Despite their huge victory in blue Oregon, the Oregon GOP members and activists haven’t gotten any calls from the national GOP apparatus.

“Not a single solitary one,” said Kendoll.

TheDC asked for a comment from Rep. Greg Walden, the sole Republican House member in Oregon, and the chairman of the committee panel that helps GOP legislators win elections.

“Greg opposes amnesty, voted against the drivers’ license referendum, and was glad to see it defeated overwhelmingly,” said a statement from Walden’s press aide, Andrew Malcolm. “In his many town halls and other meetings in Oregon, Greg has heard strong support for securing the border and fixing our broken immigration system,” Malcolm said.

Many Oregon employers hire foreign college grads in place of Americans.

The lesson from Oregon’s referendum is that Washington politicians “should stand up, and yes it would help [the Oregon GOP] because people will start to recognize that the Republicans actually can provide leadership,” said Thatcher.

“If they could stand up, they could pull a lot of people from all parties to recognize at least that part of the GOP as a positive thing, and say, may be the Republicans have backbone after all.”

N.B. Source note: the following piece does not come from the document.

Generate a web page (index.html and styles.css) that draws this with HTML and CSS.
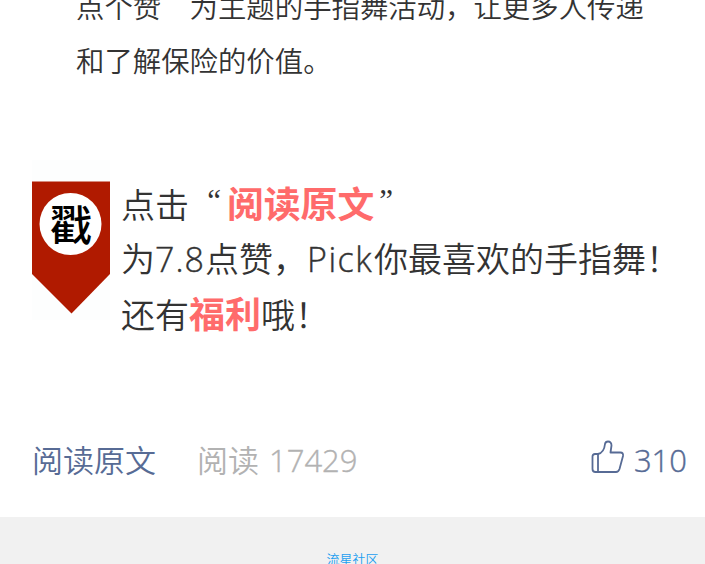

By pushing his amnesty plan, Obama isn’t learning the lessons that voters are teaching, said Esquivel. “It seems like he would have learned from the last election, but obviously he didn’t. … He keeps taking a meat cleaver and putting it into his forehead to see if it hurts.”

GOP leaders should “wake up, the people are upset right now,” said Post.

“We have to secure the borders and we have to deal with this immigration issue,” he said. “Right now, the wind is at their back. The Nov. 4 election, it was a red wave.”